What's worse is when people potty talk in public restrooms. Not only are you talking on your cell phone in a public place where everyone else can hear your conversation, you are doing so while making the most abhorrent, rude, disturbing sounds in the process. And though some people may also utilize my mute-and-poop technique, I would say that for the most part, people just let 'er rip and couldn't give two... well, you know... about what their friend/loved one hears. It is not easy to hide the sound of straining in your voice. So even if you aren't an open potty talker, people know.

Oh, they know.

While using the restroom in a local bar the other day, I stepped into the only stall of a busy bathroom. We were on a break from the trivia game being played by the bar, so everyone had chosen that moment to urinate. As I'm unzipping my pants, I hear, "You look good, man." I whip around to see if anyone was in the stall with me, but I realize that the sound had come from outside the stall.

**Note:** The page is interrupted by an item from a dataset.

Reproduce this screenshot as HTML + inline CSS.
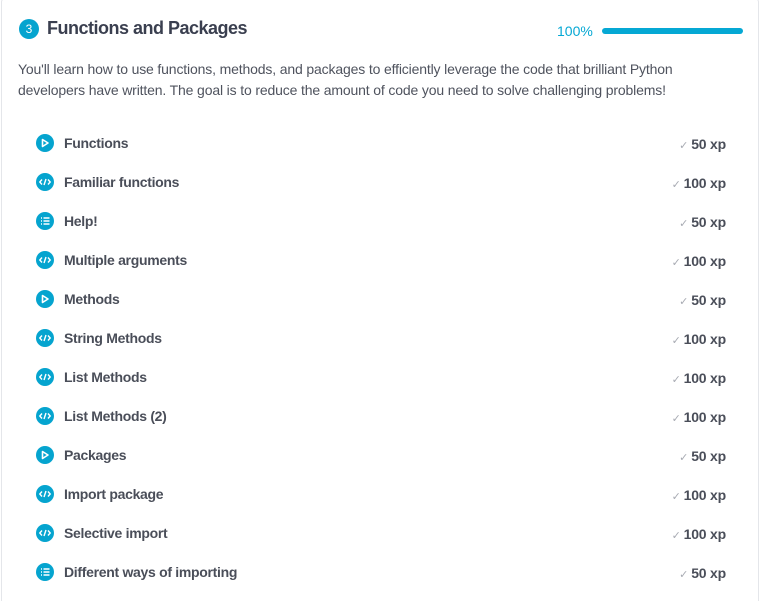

Two men (cowboys, to be specific,) were standing at the side-by-side urinals, having a conversation that started that way. Apparently one of them had just been shot down by a younger woman (younger being apparently in her very early 20s, as these guys were mid- to late-20s themselves,) and it had hurt his pride. Nonetheless, it was quite an awkward-straight-man conversation to have in the middle of a crowded bar bathroom while peeing beside each other. There is an unspoken etiquette of the bathroom that they had obviously not heard.

1. Always leave a urinal between you and the person next to you. If this cannot be done, wait until a urinal opens up.
2. No talking.

Maybe these are just my rules. I usually use the stall anyway. So I can potty talk.